Il y est actuellement, d’après nos informations, jusqu’au 19 avril. Dans ce Palace lausannois, où le dictateur zaïrois Mobutu Sese Seko avait ses habitudes en son temps, il a toujours une table au restaurant et en terrasse réservé. Il se présente généralement sans prévenir au volant de sa Rolls-Royce Cullinan ou celui de la Bentley Continental de Madame, toutes deux arborant plaques genevoises.

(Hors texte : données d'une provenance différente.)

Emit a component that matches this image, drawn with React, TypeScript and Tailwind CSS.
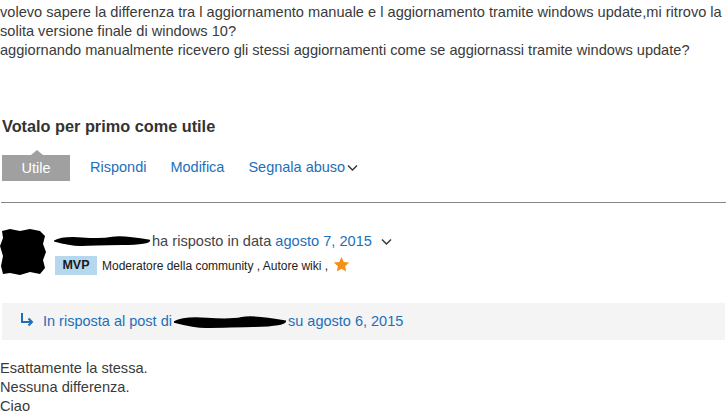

En février 2022, les «Suisse secrets leak» révélaient qu’une partie de la fortune d’Hisham Talaat Moustafa était placée incognito chez Credit Suisse, tout comme celle d’Alaa et Gamal Moubarak. On sait aussi qu’Hisham Talaat Moustafa aime la musique classique, la lecture et la natation, qu’il va parfois déjeuner chez Franck Giovannini, au Restaurant de l’hôtel de ville de Crissier où il était encore mardi.
Autres murmures indiscrets: il répugnerait à être servi par des femmes et se montrerait régulièrement détestable avec le personnel du BRP. «Lorsqu’on lâche quelque deux millions de francs par année dans son hôtel, on est en droit de se montrer exigeant...», pense-t-il sans doute. Deux millions… Ce chiffre a un son familier aux oreilles de tous ceux qui ont suivi l’affaire Hisham Talaat Moustafa - Suzanne Tamim. C’est aussi le montant, mais en dollars, qu’Hisham Talaat Moustafa aurait versé à son tueur à gage pour qu’il le venge de la regrettée Suzanne Tamim.
Pour lui, tout ça, c’est du passé. Fin mars, le PDG et directeur général du groupe Talaat Mostafa Holding, devenu officiellement milliardaire fin 2023, était même reconnu comme l'un des promoteurs immobiliers égyptiens les plus influents au Moyen-Orient par le prestigieux magazine Forbes.
Mais son passé dirige encore sa vie. C’est à cause de ce lourd bagage que le ponte de l’économie égyptienne fréquente si assidûment Lausanne. Revenons sur les quais d’Ouchy, où notre homme poursuit calmement sa balade après notre approche infructueuse. Une sculpturale joggeuse croise sa route. Une goutte de pluie tombe. Puis, une autre. Il ouvre son parapluie et continue son chemin. Imperturbable.